Every line below that contains "React" is to be copied.

** BEGIN **

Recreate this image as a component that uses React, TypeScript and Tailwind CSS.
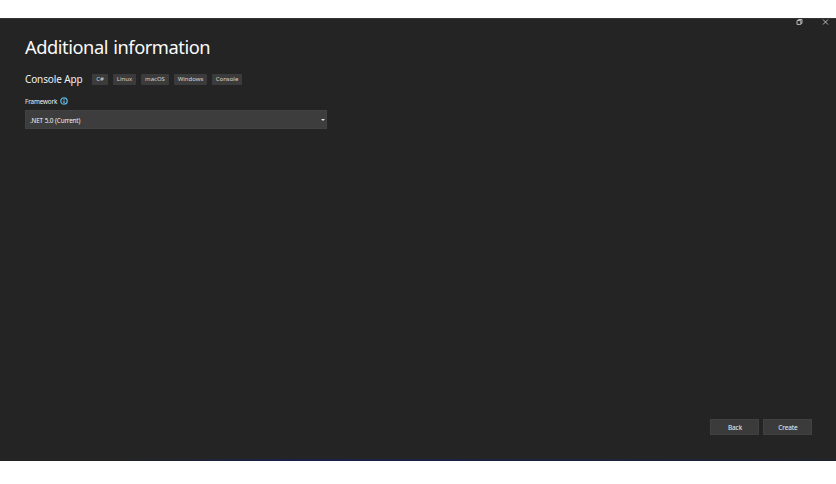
import React from "react";

const tags = [
  { label: "C#", box: "w-4" },
  { label: "Linux", box: "w-[23px]" },
  { label: "macOS", box: "w-7" },
  { label: "Windows", box: "w-[33px]" },
  { label: "Console", box: "w-[30px]" },
];

function TitleBar() {
  return (
    <div className="flex h-[10px] items-start justify-end pr-[7px] text-[#c8c8c8]">
      <svg className="mr-[19px]" width="7" height="6" viewBox="0 0 7 6" fill="none" stroke="currentColor" strokeWidth="0.9">
        <path d="M1 1.6H4.8V5.4H1ZM2.3 1.5V0.5H6V4.3H5" />
      </svg>
      <svg width="7" height="6" viewBox="0 0 7 6" fill="none" stroke="currentColor" strokeWidth="0.9">
        <path d="M1 0.5L6 5.5M6 0.5L1 5.5" />
      </svg>
    </div>
  );
}

export default function App() {
  return (
    <div className="flex h-[484px] w-[836px] flex-col bg-white font-['Noto_Sans','Open_Sans',sans-serif]">
      <div className="mt-[18px] flex h-[443px] flex-col border-t border-[#343434] bg-[#242424] text-[#f0f0f0]">
        <TitleBar />
        <main className="flex flex-1 flex-col pl-[25px]">
          <h1 className="mt-[6px] h-6 text-[18.3px] leading-6 tracking-[-0.46px] [word-spacing:1px] whitespace-nowrap text-[#fafafa]">Additional information</h1>
          <div className="mt-[14px] flex h-3 items-center">
            <h2 className="w-[67px] text-[10px] leading-3 tracking-[-0.13px] whitespace-nowrap">Console App</h2>
            <div className="flex gap-[5px]">
              {tags.map((t) => (
                <span key={t.label} className={`flex h-[11px] items-center justify-center rounded-[1px] bg-[#3b3b3b] text-[6px] leading-none whitespace-nowrap text-[#d6d6d6] ${t.box}`}>
                  {t.label}
                </span>
              ))}
            </div>
          </div>
          <div className="mt-[11px] flex h-[10px] items-center gap-[3px]">
            <label className="pt-px text-[6.3px] leading-[10px] tracking-[-0.13px]">Framework</label>
            <svg width="8" height="8" viewBox="0 0 8 8" fill="none">
              <circle cx="4" cy="4" r="3.2" stroke="#58b4dc" strokeWidth="1.3" />
              <path d="M4 3.4V6M4 2V2.8" stroke="#8fd0ee" strokeWidth="1.1" />
            </svg>
          </div>
          <div className="mt-[4px] flex h-[19px] w-[302px] items-center justify-between border border-[#424242] bg-[#3d3d3d] pr-px pl-1">
            <span className="pt-[3px] text-[6.3px] leading-none tracking-[-0.15px] [word-spacing:0.4px]">.NET 5.0 (Current)</span>
            <svg width="4" height="2" viewBox="0 0 4 2"><path d="M0 0H4L2 2Z" fill="#e0e0e0" /></svg>
          </div>
        </main>
        <footer className="flex h-10 justify-end gap-1 pr-6 text-[6.5px] tracking-[-0.1px]">
          <button className="h-4 w-[49px] border border-[#414141] bg-[#3b3b3b] pt-0.5 pl-px leading-none">Back</button>
          <button className="h-4 w-[49px] border border-[#414141] bg-[#3b3b3b] pt-0.5 pl-px leading-none">Create</button>
        </footer>
        <div className="h-0.5 shrink-0 bg-linear-to-r from-[#222426] from-15% via-[#1a2149] via-35% to-[#1e2430]" />
      </div>
    </div>
  );
}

** END **

EXERCISE RESPONSE:
Recreate this image as a component that uses React, TypeScript and Tailwind CSS.
import React from "react";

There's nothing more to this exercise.